I would argue having infinity as default is conceptually, not having a default in this respect. Problem is that changing the behavior of gen_server:call affects a lot of legacy code out there!

starbelly · August 22, 2023, 7:54pm

I had a thought about the backwards compat problem… let me preface this with it may be a bad idea, but I’d be remiss to not share an idea even if I think it may be bad

What we could do is introduce this as a feature using features

rebar, mix, etc. could be updated perhaps to use the new feature by default. Old projects don’t have to worry about it unless they choose, new projects get it for free by virtue of app and lib templates via project management tools.

After a VERY long period of time, it could maybe be switched for good, and perhaps accompanied by a way still to turn it off.

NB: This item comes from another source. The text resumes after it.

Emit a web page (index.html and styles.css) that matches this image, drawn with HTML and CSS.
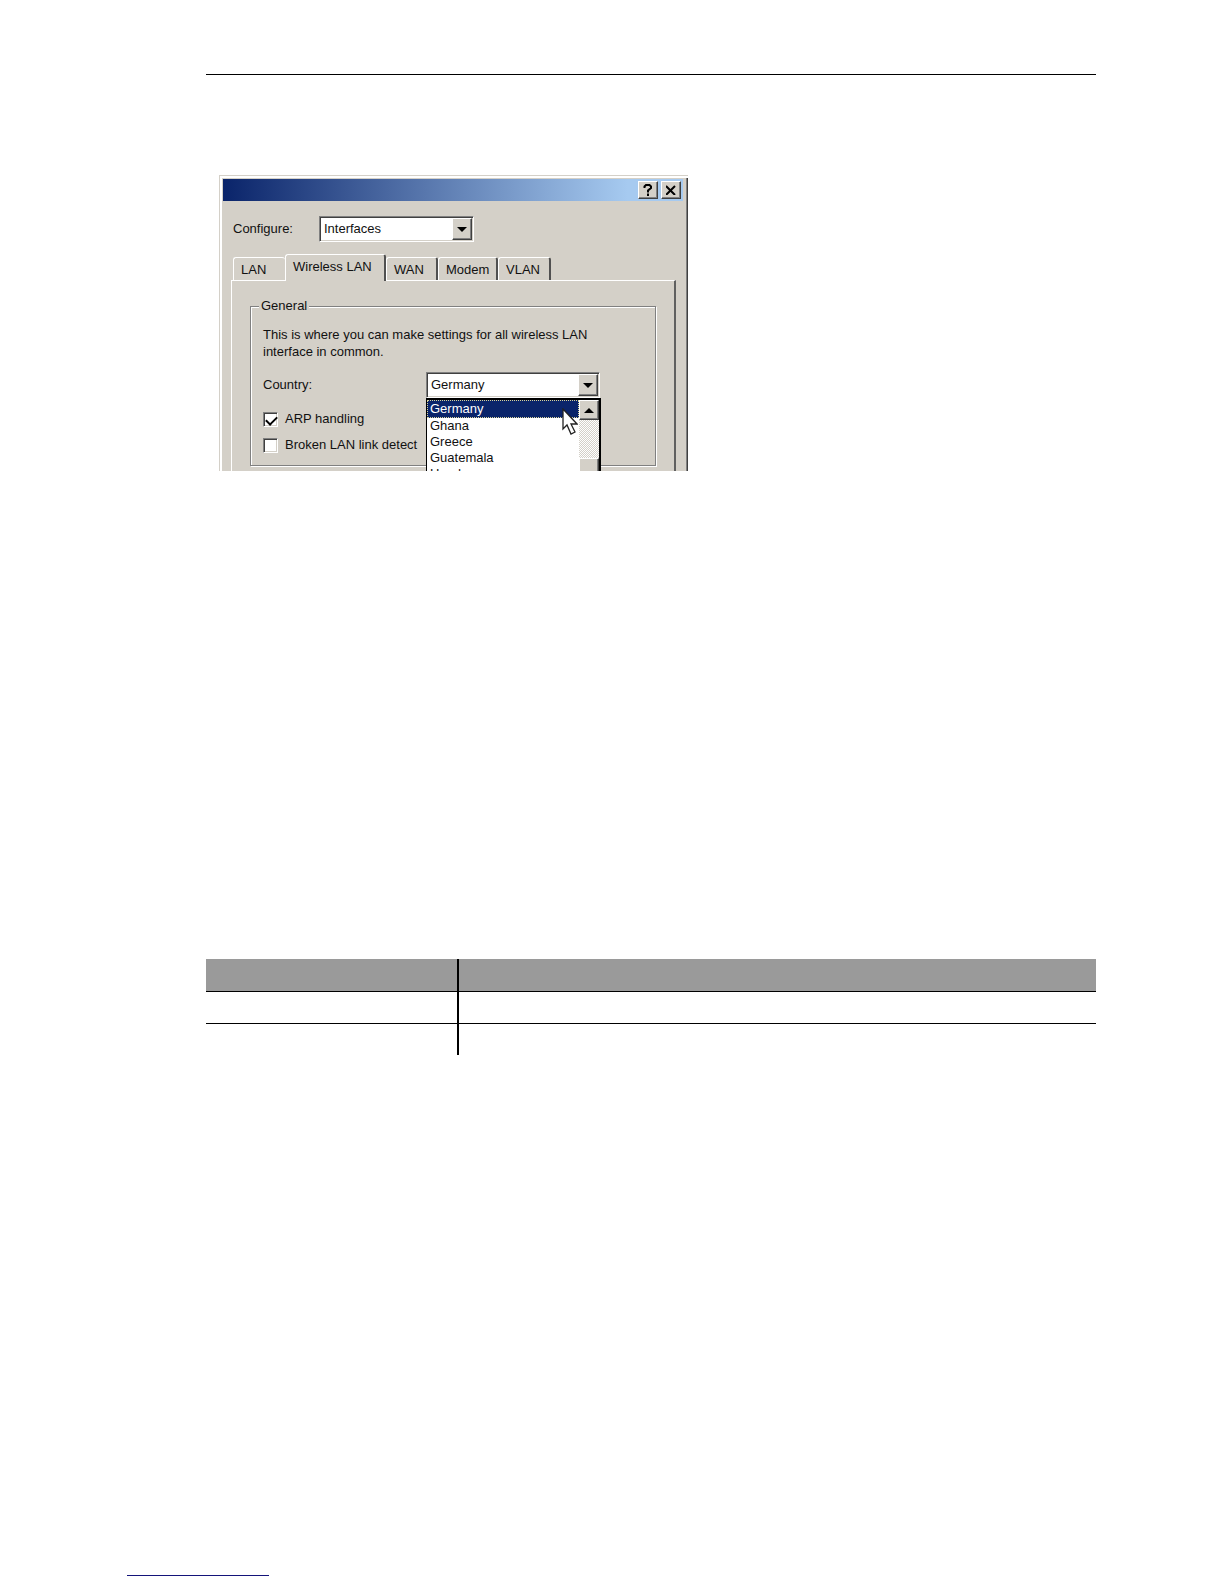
FILE: index.html
```
<!DOCTYPE html>
<html lang="en">
<head>
    <meta charset="UTF-8">
    <meta name="viewport" content="width=device-width, initial-scale=1.0">
    <title>Wireless LAN settings</title>
    <link rel="stylesheet" href="styles.css">
</head>

<body>
    <main>
        <hr>

        <figure class="dialog">
            <header class="titlebar">
                <button type="button" aria-label="Help">
                    <svg width="10" height="12" viewBox="0 0 10 12"><path d="M1.5 4V2.5L3 1H6.5L8 2.5V4L5 6.5V8.5M5 9.5V12" fill="none" stroke="#000" stroke-width="2"/></svg>
                </button>
                <button type="button" aria-label="Close">
                    <svg width="10" height="10" viewBox="0 0 10 10"><path d="M0 1L9 10M9 1L0 10" fill="none" stroke="#000" stroke-width="2"/></svg>
                </button>
            </header>

            <div class="configure">
                <label for="configure">Configure:</label>
                <div class="combo">
                    <select id="configure"><option>Interfaces</option></select>
                    <span class="arrow"><svg width="10" height="5" viewBox="0 0 10 5"><path d="M0 0H10L5 5Z"/></svg></span>
                </div>
            </div>

            <nav class="tabs">
                <button type="button" class="lan">LAN</button>
                <button type="button" class="wireless active">Wireless LAN</button>
                <button type="button" class="wan">WAN</button>
                <button type="button" class="modem">Modem</button>
                <button type="button" class="vlan">VLAN</button>
            </nav>

            <div class="panel">
                <fieldset>
                    <legend>General</legend>
                    <p>This is where you can make settings for all wireless LAN<br>interface in common.</p>

                    <div class="country">
                        <label for="country">Country:</label>
                        <div class="combo">
                            <select id="country"><option>Germany</option></select>
                            <span class="arrow"><svg width="10" height="5" viewBox="0 0 10 5"><path d="M0 0H10L5 5Z"/></svg></span>

                            <div class="dropdown">
                                <ul role="listbox" aria-label="Country">
                                    <li role="option" aria-selected="true">Germany</li>
                                    <li role="option">Ghana</li>
                                    <li role="option">Greece</li>
                                    <li role="option">Guatemala</li>
                                    <li role="option">Honduras</li>
                                </ul>
                                <div class="scrollbar">
                                    <span class="up"><svg width="10" height="5" viewBox="0 0 10 5"><path d="M0 5H10L5 0Z"/></svg></span>
                                    <span class="thumb"></span>
                                </div>
                                <svg class="pointer" width="16" height="28" viewBox="0 0 16 28"><path d="M1 1V21L5 17L9 26L13 24L9 16H15Z" fill="#fff" stroke="#222" stroke-width="1.3"/></svg>
                            </div>
                        </div>
                    </div>

                    <div class="check"><input type="checkbox" id="arp" checked><label for="arp">ARP handling</label></div>
                    <div class="check"><input type="checkbox" id="link"><label for="link">Broken LAN link detect</label></div>
                </fieldset>
            </div>
        </figure>

        <table>
            <thead>
                <tr><th></th><th></th></tr>
            </thead>
            <tbody>
                <tr><td></td><td></td></tr>
                <tr><td></td><td></td></tr>
            </tbody>
        </table>
    </main>

    <footer><a href="#" aria-label="Home"></a></footer>
</body>
</html>
```
FILE: styles.css
```
*           { box-sizing: border-box; }
body        { margin: 0; background-color: #fff; color: #111; font: 13px/18px "Liberation Sans", Arial, sans-serif; }
main        { margin: 0 128px 0 206px; padding-top: 74px; }
hr          { margin: 0; border: 0; height: 1px; background-color: #000; }
button, select { font: inherit; color: inherit; border-radius: 0; margin: 0; }

/* dialog window, cut off at the lower edge */
.dialog     { position: relative; margin: 100px 0 0 13px; width: 469px; height: 296px; overflow: hidden; background-color: #d4d0c8;
              border: solid #d4d0c8; border-width: 1px 0 0 1px; padding: 3px 5px 0 3px;
              box-shadow: inset 2px 2px #fff, inset -1px 0 #404040, inset -2px 0 #808080; }
.titlebar   { display: flex; justify-content: flex-end; align-items: center; gap: 3px; height: 22px; padding-right: 2px;
              background: linear-gradient(to right, #0a246a, #a6caf0 88%); }
.titlebar button, .arrow, .up, .thumb { display: flex; align-items: center; justify-content: center; background-color: #d4d0c8; padding: 0;
              border: 1px solid; border-color: #fff #404040 #404040 #fff; box-shadow: inset -1px -1px #808080; }
.titlebar button { width: 20px; height: 18px; }

.configure  { display: flex; align-items: center; margin: 15px 0 0 10px; }
.configure label { width: 86px; }
.configure .combo { width: 155px; }

.combo      { position: relative; height: 26px; background-color: #fff;
              border: 1px solid; border-color: #808080 #fff #fff #808080; box-shadow: inset 1px 1px #404040, inset -1px -1px #d4d0c8; }
.combo select { appearance: none; width: 100%; height: 24px; border: 0; padding: 0 22px 0 4px; background: transparent; outline: 0; }
.arrow      { position: absolute; top: 1px; right: 1px; width: 20px; height: 22px; pointer-events: none; }

.tabs       { display: flex; align-items: flex-end; height: 26px; margin: 12px 0 0 10px; }
.tabs button { height: 23px; padding: 2px 0 0 7px; text-align: left; background-color: #d4d0c8; border: solid; border-width: 1px 2px 0 1px;
              border-color: #fff #505050 #fff #fff; border-radius: 3px 3px 0 0; }
.tabs .active { position: relative; height: 27px; margin-bottom: -1px; padding-bottom: 4px; }
.tabs .lan  { width: 52px; border-right-width: 0; }
.tabs .wireless { width: 101px; }
.tabs .wan  { width: 52px; }
.tabs .modem { width: 60px; }
.tabs .vlan { width: 53px; }

.panel      { margin: 0 7px 0 8px; height: 220px; padding: 16px 18px 0; border: solid; border-width: 1px 2px 0 1px; border-color: #fff #606060 #fff #fff; }
fieldset    { margin: 0; height: 169px; padding: 11px 12px 0; border: 1px solid #808080; box-shadow: 1px 1px #fff, inset 1px 1px #fff; min-width: 0; }
legend      { padding: 0 2px; margin-left: -4px; background-color: #d4d0c8; }
p           { margin: 0; line-height: 17px; white-space: nowrap; }

.country    { display: flex; align-items: center; margin: 12px 0; }
.country label { width: 163px; }
.country .combo { width: 174px; }

.dropdown   { position: absolute; z-index: 1; top: 25px; left: -1px; width: 175px; height: 90px; display: flex; background-color: #fff; border: solid #000; border-width: 2px 2px 0 1px; }
.dropdown ul { flex: 1; margin: 0; padding: 0; list-style: none; line-height: 16px; }
.dropdown li { padding-left: 3px; }
.dropdown li[aria-selected] { line-height: 18px; background-color: #0a246a; color: #fff; outline: 1px dotted #d8d39a; outline-offset: -1px; }
.scrollbar  { width: 20px; background: repeating-conic-gradient(#fff 0 25%, #d4d0c8 0 50%) 0 0 / 2px 2px; }
.up         { height: 20px; }
.thumb      { height: 30px; margin-top: 38px; }
.pointer    { position: absolute; left: 135px; top: 8px; }

.check      { display: flex; align-items: center; gap: 7px; height: 18px; margin-bottom: 8px; white-space: nowrap; }
.check input { appearance: none; margin: 0; width: 15px; height: 15px; background-color: #fff;
              border: 1px solid; border-color: #808080 #fff #fff #808080; box-shadow: inset 1px 1px #404040, inset -1px -1px #d4d0c8; }
.check input:checked::before { content: ""; display: block; width: 9px; height: 5px; margin: 3px 0 0 2px;
              border: solid #000; border-width: 0 0 2px 2px; transform: rotate(-45deg); }

table       { width: 100%; margin-top: 488px; border-collapse: collapse; table-layout: fixed; }
th, td      { height: 32px; padding: 0; }
th          { background-color: #9a9a9a; }
td          { border-top: 1px solid #000; }
th:first-child, td:first-child { width: 252px; border-right: 2px solid #000; }

footer      { margin: 520px 0 0 127px; }
footer a    { display: block; width: 142px; height: 1px; background-color: #14147a; }
```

It could work, but there might be issues that I’m not thinking about too. None the less, the idea has been shared for good for bad

ingela · August 23, 2023, 5:20am

Well, yes that might be a feasible @rickard what do you think?

rvirding · August 23, 2023, 7:28am

There is one thing you have to be aware of and that is that when you do gen_server:call it automatically monitors the server process . This means that if the server process dies when you are waiting for a reply the call handler function will receive a 'DOWN' message and generate an exit call. This means you will never block waiting for a crashed server.

Check the gen.erl module which does the core work and the function do_call/4 which monitors, sends the call request and waits for the reply.

Inforista · August 23, 2023, 7:54am

Thank you for the clarification @rvirding

I am still quite new to Erlang, but are so happy to have discovered it for my work on an extended version of the concept of a distributed shared memory (Tuplespace)

It is really a well designed language with some amazing possibilities.

Especially the way the use of lightweight independent processes easily can be used to model real world scenarios is intriguing and makes many development tasks so much easier

Even full stack web development can be done purly with Erlang and the Nitrogen framework - fantastic!